■ Goal of the exercise ■
Reproduce all of the data below without alteration; exclude every picture.
## Start
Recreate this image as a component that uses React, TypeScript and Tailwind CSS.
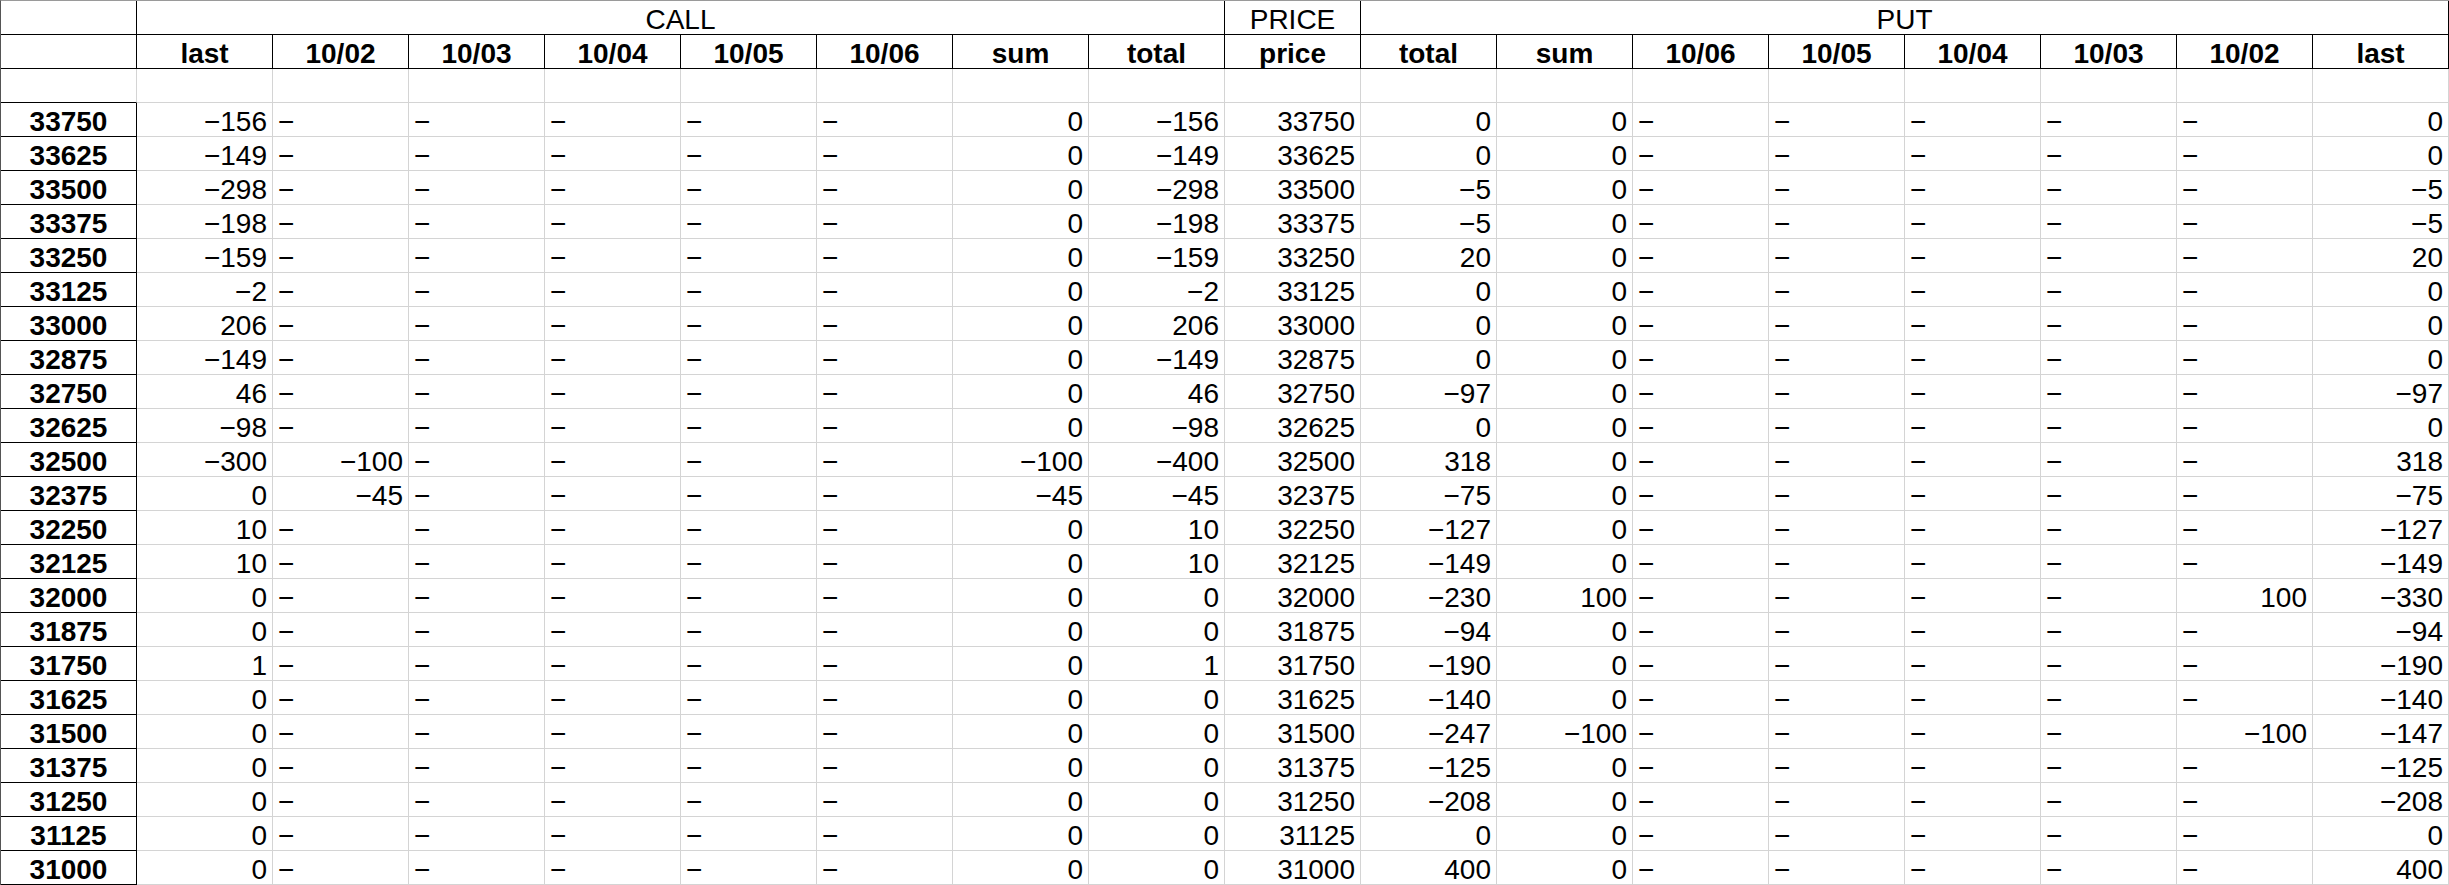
import React from "react";

type Cell = number | null;

type Row = {
  strike: number;
  call: Cell[]; // last, 10/02, 10/03, 10/04, 10/05, 10/06, sum, total
  put: Cell[]; // total, sum, 10/06, 10/05, 10/04, 10/03, 10/02, last
};

const mk = (
  strike: number,
  cLast: number,
  cSum: number,
  cTotal: number,
  pTotal: number,
  pSum: number,
  pLast: number,
  c1002: Cell = null,
  p1002: Cell = null
): Row => ({
  strike,
  call: [cLast, c1002, null, null, null, null, cSum, cTotal],
  put: [pTotal, pSum, null, null, null, null, p1002, pLast],
});

const rows: Row[] = [
  mk(33750, -156, 0, -156, 0, 0, 0),
  mk(33625, -149, 0, -149, 0, 0, 0),
  mk(33500, -298, 0, -298, -5, 0, -5),
  mk(33375, -198, 0, -198, -5, 0, -5),
  mk(33250, -159, 0, -159, 20, 0, 20),
  mk(33125, -2, 0, -2, 0, 0, 0),
  mk(33000, 206, 0, 206, 0, 0, 0),
  mk(32875, -149, 0, -149, 0, 0, 0),
  mk(32750, 46, 0, 46, -97, 0, -97),
  mk(32625, -98, 0, -98, 0, 0, 0),
  mk(32500, -300, -100, -400, 318, 0, 318, -100),
  mk(32375, 0, -45, -45, -75, 0, -75, -45),
  mk(32250, 10, 0, 10, -127, 0, -127),
  mk(32125, 10, 0, 10, -149, 0, -149),
  mk(32000, 0, 0, 0, -230, 100, -330, null, 100),
  mk(31875, 0, 0, 0, -94, 0, -94),
  mk(31750, 1, 0, 1, -190, 0, -190),
  mk(31625, 0, 0, 0, -140, 0, -140),
  mk(31500, 0, 0, 0, -247, -100, -147, null, -100),
  mk(31375, 0, 0, 0, -125, 0, -125),
  mk(31250, 0, 0, 0, -208, 0, -208),
  mk(31125, 0, 0, 0, 0, 0, 0),
  mk(31000, 0, 0, 0, 400, 0, 400),
];

const callHeads = ["last", "10/02", "10/03", "10/04", "10/05", "10/06", "sum", "total"];
const putHeads = ["total", "sum", "10/06", "10/05", "10/04", "10/03", "10/02", "last"];

const base = "h-[34px] flex items-end leading-none whitespace-nowrap overflow-hidden";
const gray = "border-r border-b border-[#d4d4d4]";
const black = "border-r border-b border-black";

const fmt = (v: number) => (v < 0 ? `\u2212${Math.abs(v)}` : `${v}`);

const NumCell = ({ v }: { v: Cell }) =>
  v === null ? (
    <div className={`${base} ${gray} justify-start pl-[5px]`}>{"\u2212"}</div>
  ) : (
    <div className={`${base} ${gray} justify-end pr-[5px]`}>{fmt(v)}</div>
  );

export default function App() {
  return (
    <div className="w-[2449px] bg-white text-black text-[28px] font-['Liberation_Sans',Arial,sans-serif]">
      <div className="grid grid-cols-[repeat(18,136px)] border-t border-l border-t-[#9a9a9a] border-l-[#555]">
        {/* header row 1 */}
        <div className={`${base} ${black}`} />
        <div className={`${base} ${black} col-span-8 justify-center`}>CALL</div>
        <div className={`${base} ${black} justify-center`}>PRICE</div>
        <div className={`${base} ${black} col-span-8 justify-center`}>PUT</div>

        {/* header row 2 */}
        <div className={`${base} ${black}`} />
        {callHeads.map((h, i) => (
          <div key={`c${i}`} className={`${base} ${black} justify-center font-bold`}>
            {h}
          </div>
        ))}
        <div className={`${base} ${black} justify-center font-bold`}>price</div>
        {putHeads.map((h, i) => (
          <div key={`p${i}`} className={`${base} ${black} justify-center font-bold`}>
            {h}
          </div>
        ))}

        {/* blank row */}
        <div className={`${base} border-r border-b border-r-[#d4d4d4] border-b-black`} />
        {Array.from({ length: 17 }).map((_, i) => (
          <div key={`b${i}`} className={`${base} ${gray}`} />
        ))}

        {/* data */}
        {rows.map((r) => (
          <React.Fragment key={r.strike}>
            <div className={`${base} ${black} justify-center font-bold`}>{r.strike}</div>
            {r.call.map((v, i) => (
              <NumCell key={`c${i}`} v={v} />
            ))}
            <div className={`${base} ${gray} justify-end pr-[5px]`}>{r.strike}</div>
            {r.put.map((v, i) => (
              <NumCell key={`p${i}`} v={v} />
            ))}
          </React.Fragment>
        ))}
      </div>
    </div>
  );
}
## End
■ Solution to the problem ■
Recreate this image as a component that uses React, TypeScript and Tailwind CSS.
import React from "react";

type Cell = number | null;

type Row = {
  strike: number;
  call: Cell[]; // last, 10/02, 10/03, 10/04, 10/05, 10/06, sum, total
  put: Cell[]; // total, sum, 10/06, 10/05, 10/04, 10/03, 10/02, last
};

const mk = (
  strike: number,
  cLast: number,
  cSum: number,
  cTotal: number,
  pTotal: number,
  pSum: number,
  pLast: number,
  c1002: Cell = null,
  p1002: Cell = null
): Row => ({
  strike,
  call: [cLast, c1002, null, null, null, null, cSum, cTotal],
  put: [pTotal, pSum, null, null, null, null, p1002, pLast],
});

const rows: Row[] = [
  mk(33750, -156, 0, -156, 0, 0, 0),
  mk(33625, -149, 0, -149, 0, 0, 0),
  mk(33500, -298, 0, -298, -5, 0, -5),
  mk(33375, -198, 0, -198, -5, 0, -5),
  mk(33250, -159, 0, -159, 20, 0, 20),
  mk(33125, -2, 0, -2, 0, 0, 0),
  mk(33000, 206, 0, 206, 0, 0, 0),
  mk(32875, -149, 0, -149, 0, 0, 0),
  mk(32750, 46, 0, 46, -97, 0, -97),
  mk(32625, -98, 0, -98, 0, 0, 0),
  mk(32500, -300, -100, -400, 318, 0, 318, -100),
  mk(32375, 0, -45, -45, -75, 0, -75, -45),
  mk(32250, 10, 0, 10, -127, 0, -127),
  mk(32125, 10, 0, 10, -149, 0, -149),
  mk(32000, 0, 0, 0, -230, 100, -330, null, 100),
  mk(31875, 0, 0, 0, -94, 0, -94),
  mk(31750, 1, 0, 1, -190, 0, -190),
  mk(31625, 0, 0, 0, -140, 0, -140),
  mk(31500, 0, 0, 0, -247, -100, -147, null, -100),
  mk(31375, 0, 0, 0, -125, 0, -125),
  mk(31250, 0, 0, 0, -208, 0, -208),
  mk(31125, 0, 0, 0, 0, 0, 0),
  mk(31000, 0, 0, 0, 400, 0, 400),
];

const callHeads = ["last", "10/02", "10/03", "10/04", "10/05", "10/06", "sum", "total"];
const putHeads = ["total", "sum", "10/06", "10/05", "10/04", "10/03", "10/02", "last"];

const base = "h-[34px] flex items-end leading-none whitespace-nowrap overflow-hidden";
const gray = "border-r border-b border-[#d4d4d4]";
const black = "border-r border-b border-black";

const fmt = (v: number) => (v < 0 ? `\u2212${Math.abs(v)}` : `${v}`);

const NumCell = ({ v }: { v: Cell }) =>
  v === null ? (
    <div className={`${base} ${gray} justify-start pl-[5px]`}>{"\u2212"}</div>
  ) : (
    <div className={`${base} ${gray} justify-end pr-[5px]`}>{fmt(v)}</div>
  );

export default function App() {
  return (
    <div className="w-[2449px] bg-white text-black text-[28px] font-['Liberation_Sans',Arial,sans-serif]">
      <div className="grid grid-cols-[repeat(18,136px)] border-t border-l border-t-[#9a9a9a] border-l-[#555]">
        {/* header row 1 */}
        <div className={`${base} ${black}`} />
        <div className={`${base} ${black} col-span-8 justify-center`}>CALL</div>
        <div className={`${base} ${black} justify-center`}>PRICE</div>
        <div className={`${base} ${black} col-span-8 justify-center`}>PUT</div>

        {/* header row 2 */}
        <div className={`${base} ${black}`} />
        {callHeads.map((h, i) => (
          <div key={`c${i}`} className={`${base} ${black} justify-center font-bold`}>
            {h}
          </div>
        ))}
        <div className={`${base} ${black} justify-center font-bold`}>price</div>
        {putHeads.map((h, i) => (
          <div key={`p${i}`} className={`${base} ${black} justify-center font-bold`}>
            {h}
          </div>
        ))}

        {/* blank row */}
        <div className={`${base} border-r border-b border-r-[#d4d4d4] border-b-black`} />
        {Array.from({ length: 17 }).map((_, i) => (
          <div key={`b${i}`} className={`${base} ${gray}`} />
        ))}

        {/* data */}
        {rows.map((r) => (
          <React.Fragment key={r.strike}>
            <div className={`${base} ${black} justify-center font-bold`}>{r.strike}</div>
            {r.call.map((v, i) => (
              <NumCell key={`c${i}`} v={v} />
            ))}
            <div className={`${base} ${gray} justify-end pr-[5px]`}>{r.strike}</div>
            {r.put.map((v, i) => (
              <NumCell key={`p${i}`} v={v} />
            ))}
          </React.Fragment>
        ))}
      </div>
    </div>
  );
}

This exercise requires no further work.